2014.08/11 [Mon]
サハジャ sahaja सहज(【伊藤武のちょこっとサンスクリット語】
「これでいいのだ」(バカボンのパパ)、「Let It Be=あるがままに」(ビートルズ)に当たるサンスクリットが、サハジャ。
saha(ともに、〜とともに)+√jan(生まれる)で、
「生まれながらの / 先天的な / 生得の/固有の / 自然の、兄弟」の意で、「ある宗教的境地」をあらわす語としても用いられます。
歴史を重ねた文化や知識や技術の蓄積——「伝統」は素晴らしい。しかし、ややもすれば、伝統が個人の身と心に重くのしかかり、雁字搦(がんじがら)めにしてしまうこともありがちです。とくに、インドのような国では。
キリスト教の『新約聖書』に相当するヒンドゥー教の聖典を、ひとつだけあげよ、といわれれば、霊魂と肉体を厳しく峻別(しゅんべつ)する『バガヴァッド・ギーター』に尽きましょう。

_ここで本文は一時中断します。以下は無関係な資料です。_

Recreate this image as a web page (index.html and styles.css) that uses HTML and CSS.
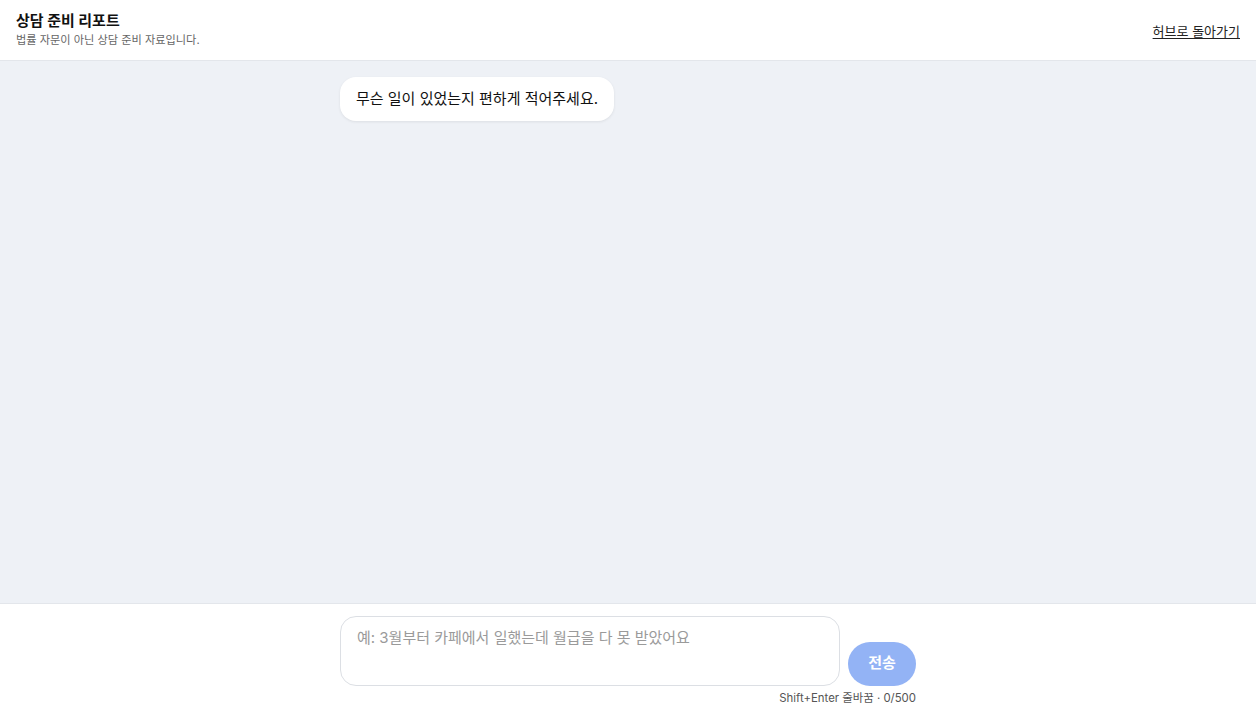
FILE: index.html
```html
<!DOCTYPE html>
<html lang="ko">
<head>
<meta charset="utf-8">
<title>상담 준비 리포트</title>
<link rel="stylesheet" href="styles.css">
</head>
<body>
<div class="app">
  <header class="top">
    <div class="brand">
      <div class="title">상담 준비 리포트</div>
      <div class="sub">법률 자문이 아닌 상담 준비 자료입니다.</div>
    </div>
    <a class="back" href="#">허브로 돌아가기</a>
  </header>
  <main class="chat">
    <div class="col">
      <div class="bubble">무슨 일이 있었는지 편하게 적어주세요.</div>
    </div>
  </main>
  <footer class="composer">
    <div class="col">
      <div class="row">
        <textarea class="input" placeholder="예: 3월부터 카페에서 일했는데 월급을 다 못 받았어요"></textarea>
        <button class="send" type="button">전송</button>
      </div>
      <div class="hint">Shift+Enter 줄바꿈 · 0/500</div>
    </div>
  </footer>
</div>
</body>
</html>
```

FILE: styles.css
```css
* { box-sizing: border-box; }
html, body { margin: 0; height: 100%; }
body {
  font-family: "Inter", "Noto Sans CJK KR", sans-serif;
  color: #111;
  background: #fff;
}
.app { display: flex; flex-direction: column; height: 100vh; }
.top {
  height: 61px;
  flex: none;
  display: flex;
  align-items: center;
  justify-content: space-between;
  padding: 0 16px;
  border-bottom: 1px solid #e3e6eb;
  background: #fff;
}
.brand { display: flex; flex-direction: column; gap: 1px; margin-top: -2px; }
.title { font-size: 15px; font-weight: 700; line-height: 20px; color: #111; }
.sub { font-size: 11.2px; line-height: 16px; color: #666; }
.back { font-size: 13px; color: #222; text-decoration: underline; text-underline-offset: 2px; }
.chat {
  flex: 1;
  background: #eef1f6;
  padding-top: 16px;
}
.col { width: 576px; margin: 0 auto; }
.bubble {
  display: inline-block;
  background: #fff;
  border-radius: 16px;
  padding: 11px 16px;
  font-size: 15px;
  line-height: 22px;
  color: #111;
  box-shadow: 0 1px 3px rgba(0,0,0,0.08);
}
.composer {
  flex: none;
  border-top: 1px solid #e3e6eb;
  background: #fff;
  padding: 12px 0 12px;
}
.row { display: flex; align-items: flex-end; gap: 8px; }
.input {
  flex: 1;
  height: 70px;
  resize: none;
  border: 1px solid #dcdfe4;
  border-radius: 16px;
  padding: 10px 16px;
  font: 15px/22px "Inter", "Noto Sans CJK KR", sans-serif;
  color: #111;
  outline: none;
}
.input::placeholder { color: #9a9a9a; }
.send {
  width: 68px;
  height: 44px;
  border: none;
  border-radius: 22px;
  background: #93b3f5;
  color: #fff;
  font: 700 15px/20px "Inter", "Noto Sans CJK KR", sans-serif;
  padding: 0 0 2px;
}
.hint {
  text-align: right;
  font-size: 11.4px;
  line-height: 16px;
  color: #555;
  margin-top: 4px;
}
```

霊魂は、神(バガヴァット=クリシュナ)に属する、永遠なるもの、聖なるもの。
肉体は、生まれては死に、死んでは生まれ……をくり返すはかなきもの、俗なるもの。
肉体に執着するかぎり、輪廻と苦しみはつづく。神と合一するためには、すなわち輪廻の鎖を断ち切るためには、肉体から派生するすべての欲望(カーマ)と行為(カルマ)を捨てよ……。
こうした『ギーター』の教えが、ヒンドゥー教とヨーガを形成していった、といっても過言ではありません。しかし、8〜12世紀、
「人は、生まれもったその身のまま(サハジャ)で尊いのだ!」
と「伝統」に異議申し立てをするシッダ(siddha、「成就者」と訳される)とよばれる人びとが現われます。かれらは、
「生きとし生けるものは、聖でも俗でも、霊でも肉でもない、しかし、清浄で空である」
と訴え、サハジャ運動なるものをくり広げます。
これに、わたしがつい連想してしまうのは、1960年代のヒッピー・ムーブメント。当時のアメリカは、人種差別の激化、ベトナム戦争の拡大、公害の深刻化など、効率と豊かさを追求する西洋社会のゆがみが随所で露呈し、混迷を深めていました。ヒッピーは、そうした伝統社会に背を向けた異端児でした。
20世紀のヒッピーが「ラブ&ピース」を合い言葉としたごとく、インドの先駆者たちは、
——スカ(sukha;快楽)&シャーンティ(śānti;平安)
を唱えます。
この場合のスカにはセックスに象徴される「肉体的快楽」、シャーンティには「解脱」の含みがあります。もちろん、このふたつは、伝統的な宗教やヨーガでは相反する概念です。しかし、男女の愛は、ヒッピーの「ラブ&ピース」においても、シッダの「スカ&シャーンティ」においても、かれらの理想を表現する恰好の手段となり得たのでした。
ヒッピーがロックや映画という布教の媒体を見出したごとく、シッダは神秘的な詩を歌い、かれらと近しい立場にある吟遊詩人たち(ベンガルのバウルはその流れを引く)は、シッダの不思議な物語を弦にのせて広めました。
そしてヒッピーたちは、シッダたちのごとく長髪に髭をたくわえて放浪し、シッダたちの発明したハタ・ヨーガを発見するのです。
そう、ハタが理想とするのは、聖と俗が、霊と肉が、どちらが善でも悪でもなく、両立する境地(samarasa)。肉体をケガレと蔑視することのないシッダたちの間から生まれた、
——サハジャ(あるがままで好し)
を確認するためのヨーガなのです。